● **The exercise**
With the images removed, repeat the data below exactly.
— Begin Recorded data —
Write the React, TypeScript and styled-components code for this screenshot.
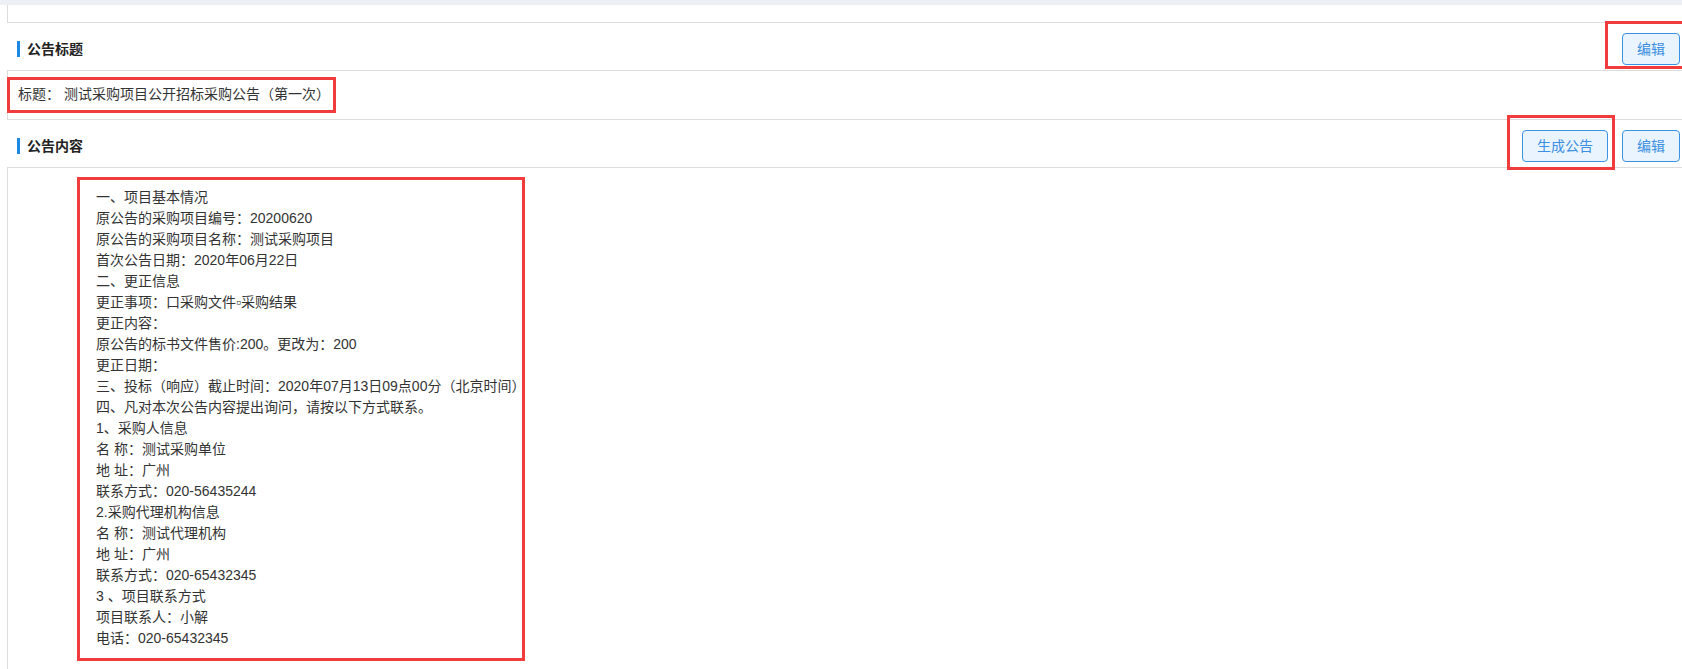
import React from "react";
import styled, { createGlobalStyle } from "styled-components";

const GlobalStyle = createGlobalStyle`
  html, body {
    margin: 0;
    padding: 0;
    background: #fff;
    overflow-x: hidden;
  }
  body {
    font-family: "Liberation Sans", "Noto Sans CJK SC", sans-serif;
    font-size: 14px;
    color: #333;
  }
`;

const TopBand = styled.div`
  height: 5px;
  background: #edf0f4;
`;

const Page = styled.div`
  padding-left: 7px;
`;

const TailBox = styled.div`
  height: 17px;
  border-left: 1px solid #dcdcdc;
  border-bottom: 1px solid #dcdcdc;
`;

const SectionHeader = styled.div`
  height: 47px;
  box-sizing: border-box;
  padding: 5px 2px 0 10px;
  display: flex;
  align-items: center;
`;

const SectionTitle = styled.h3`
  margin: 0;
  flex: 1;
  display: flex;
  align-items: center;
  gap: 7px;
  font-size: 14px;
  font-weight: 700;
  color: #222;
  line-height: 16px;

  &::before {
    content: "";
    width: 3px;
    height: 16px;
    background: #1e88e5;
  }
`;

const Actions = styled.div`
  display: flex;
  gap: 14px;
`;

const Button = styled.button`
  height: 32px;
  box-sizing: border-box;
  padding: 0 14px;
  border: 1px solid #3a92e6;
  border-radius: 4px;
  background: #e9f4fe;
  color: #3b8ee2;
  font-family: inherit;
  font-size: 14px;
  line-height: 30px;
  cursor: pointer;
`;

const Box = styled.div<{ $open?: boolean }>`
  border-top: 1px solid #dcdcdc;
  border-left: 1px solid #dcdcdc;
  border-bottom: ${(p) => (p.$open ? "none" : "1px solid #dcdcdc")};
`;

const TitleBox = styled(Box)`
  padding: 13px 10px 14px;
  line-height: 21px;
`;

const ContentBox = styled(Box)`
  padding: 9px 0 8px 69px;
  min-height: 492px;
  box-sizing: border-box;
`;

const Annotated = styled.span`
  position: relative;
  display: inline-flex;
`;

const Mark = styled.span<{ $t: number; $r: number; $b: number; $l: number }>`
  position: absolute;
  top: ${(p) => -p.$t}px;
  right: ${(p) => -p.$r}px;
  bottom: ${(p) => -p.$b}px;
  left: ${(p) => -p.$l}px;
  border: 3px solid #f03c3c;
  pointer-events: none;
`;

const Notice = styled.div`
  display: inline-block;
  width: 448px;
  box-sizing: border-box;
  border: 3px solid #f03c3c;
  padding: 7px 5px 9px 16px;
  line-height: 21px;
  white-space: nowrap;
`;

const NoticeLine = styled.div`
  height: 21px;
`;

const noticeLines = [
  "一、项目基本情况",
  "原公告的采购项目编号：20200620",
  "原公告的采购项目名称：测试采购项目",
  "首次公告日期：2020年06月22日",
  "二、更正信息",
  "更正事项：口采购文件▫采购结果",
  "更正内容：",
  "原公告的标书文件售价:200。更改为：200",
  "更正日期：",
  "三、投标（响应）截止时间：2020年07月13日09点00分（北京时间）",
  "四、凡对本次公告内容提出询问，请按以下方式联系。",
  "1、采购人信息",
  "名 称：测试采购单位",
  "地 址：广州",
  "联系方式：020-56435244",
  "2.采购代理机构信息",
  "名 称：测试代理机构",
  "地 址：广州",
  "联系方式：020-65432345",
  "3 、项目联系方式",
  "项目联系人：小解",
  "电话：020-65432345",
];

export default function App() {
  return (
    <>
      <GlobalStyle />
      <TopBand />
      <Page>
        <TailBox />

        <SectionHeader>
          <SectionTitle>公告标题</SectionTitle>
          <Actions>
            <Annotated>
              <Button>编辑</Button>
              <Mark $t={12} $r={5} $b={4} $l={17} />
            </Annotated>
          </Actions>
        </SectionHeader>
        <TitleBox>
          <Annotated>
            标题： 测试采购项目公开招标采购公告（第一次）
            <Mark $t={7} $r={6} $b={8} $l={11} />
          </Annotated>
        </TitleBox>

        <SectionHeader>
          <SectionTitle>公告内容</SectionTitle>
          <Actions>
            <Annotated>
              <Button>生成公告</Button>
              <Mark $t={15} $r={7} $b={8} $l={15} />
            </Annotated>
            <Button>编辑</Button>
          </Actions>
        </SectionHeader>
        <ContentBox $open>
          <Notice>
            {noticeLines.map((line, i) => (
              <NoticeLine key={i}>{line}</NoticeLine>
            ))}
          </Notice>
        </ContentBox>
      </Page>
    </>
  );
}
— End Recorded data —
● **Answer for the task**
Write the React, TypeScript and styled-components code for this screenshot.
import React from "react";
import styled, { createGlobalStyle } from "styled-components";

const GlobalStyle = createGlobalStyle`
  html, body {
    margin: 0;
    padding: 0;
    background: #fff;
    overflow-x: hidden;
  }
  body {
    font-family: "Liberation Sans", "Noto Sans CJK SC", sans-serif;
    font-size: 14px;
    color: #333;
  }
`;

const TopBand = styled.div`
  height: 5px;
  background: #edf0f4;
`;

const Page = styled.div`
  padding-left: 7px;
`;

const TailBox = styled.div`
  height: 17px;
  border-left: 1px solid #dcdcdc;
  border-bottom: 1px solid #dcdcdc;
`;

const SectionHeader = styled.div`
  height: 47px;
  box-sizing: border-box;
  padding: 5px 2px 0 10px;
  display: flex;
  align-items: center;
`;

const SectionTitle = styled.h3`
  margin: 0;
  flex: 1;
  display: flex;
  align-items: center;
  gap: 7px;
  font-size: 14px;
  font-weight: 700;
  color: #222;
  line-height: 16px;

  &::before {
    content: "";
    width: 3px;
    height: 16px;
    background: #1e88e5;
  }
`;

const Actions = styled.div`
  display: flex;
  gap: 14px;
`;

const Button = styled.button`
  height: 32px;
  box-sizing: border-box;
  padding: 0 14px;
  border: 1px solid #3a92e6;
  border-radius: 4px;
  background: #e9f4fe;
  color: #3b8ee2;
  font-family: inherit;
  font-size: 14px;
  line-height: 30px;
  cursor: pointer;
`;

const Box = styled.div<{ $open?: boolean }>`
  border-top: 1px solid #dcdcdc;
  border-left: 1px solid #dcdcdc;
  border-bottom: ${(p) => (p.$open ? "none" : "1px solid #dcdcdc")};
`;

const TitleBox = styled(Box)`
  padding: 13px 10px 14px;
  line-height: 21px;
`;

const ContentBox = styled(Box)`
  padding: 9px 0 8px 69px;
  min-height: 492px;
  box-sizing: border-box;
`;

const Annotated = styled.span`
  position: relative;
  display: inline-flex;
`;

const Mark = styled.span<{ $t: number; $r: number; $b: number; $l: number }>`
  position: absolute;
  top: ${(p) => -p.$t}px;
  right: ${(p) => -p.$r}px;
  bottom: ${(p) => -p.$b}px;
  left: ${(p) => -p.$l}px;
  border: 3px solid #f03c3c;
  pointer-events: none;
`;

const Notice = styled.div`
  display: inline-block;
  width: 448px;
  box-sizing: border-box;
  border: 3px solid #f03c3c;
  padding: 7px 5px 9px 16px;
  line-height: 21px;
  white-space: nowrap;
`;

const NoticeLine = styled.div`
  height: 21px;
`;

const noticeLines = [
  "一、项目基本情况",
  "原公告的采购项目编号：20200620",
  "原公告的采购项目名称：测试采购项目",
  "首次公告日期：2020年06月22日",
  "二、更正信息",
  "更正事项：口采购文件▫采购结果",
  "更正内容：",
  "原公告的标书文件售价:200。更改为：200",
  "更正日期：",
  "三、投标（响应）截止时间：2020年07月13日09点00分（北京时间）",
  "四、凡对本次公告内容提出询问，请按以下方式联系。",
  "1、采购人信息",
  "名 称：测试采购单位",
  "地 址：广州",
  "联系方式：020-56435244",
  "2.采购代理机构信息",
  "名 称：测试代理机构",
  "地 址：广州",
  "联系方式：020-65432345",
  "3 、项目联系方式",
  "项目联系人：小解",
  "电话：020-65432345",
];

export default function App() {
  return (
    <>
      <GlobalStyle />
      <TopBand />
      <Page>
        <TailBox />

        <SectionHeader>
          <SectionTitle>公告标题</SectionTitle>
          <Actions>
            <Annotated>
              <Button>编辑</Button>
              <Mark $t={12} $r={5} $b={4} $l={17} />
            </Annotated>
          </Actions>
        </SectionHeader>
        <TitleBox>
          <Annotated>
            标题： 测试采购项目公开招标采购公告（第一次）
            <Mark $t={7} $r={6} $b={8} $l={11} />
          </Annotated>
        </TitleBox>

        <SectionHeader>
          <SectionTitle>公告内容</SectionTitle>
          <Actions>
            <Annotated>
              <Button>生成公告</Button>
              <Mark $t={15} $r={7} $b={8} $l={15} />
            </Annotated>
            <Button>编辑</Button>
          </Actions>
        </SectionHeader>
        <ContentBox $open>
          <Notice>
            {noticeLines.map((line, i) => (
              <NoticeLine key={i}>{line}</NoticeLine>
            ))}
          </Notice>
        </ContentBox>
      </Page>
    </>
  );
}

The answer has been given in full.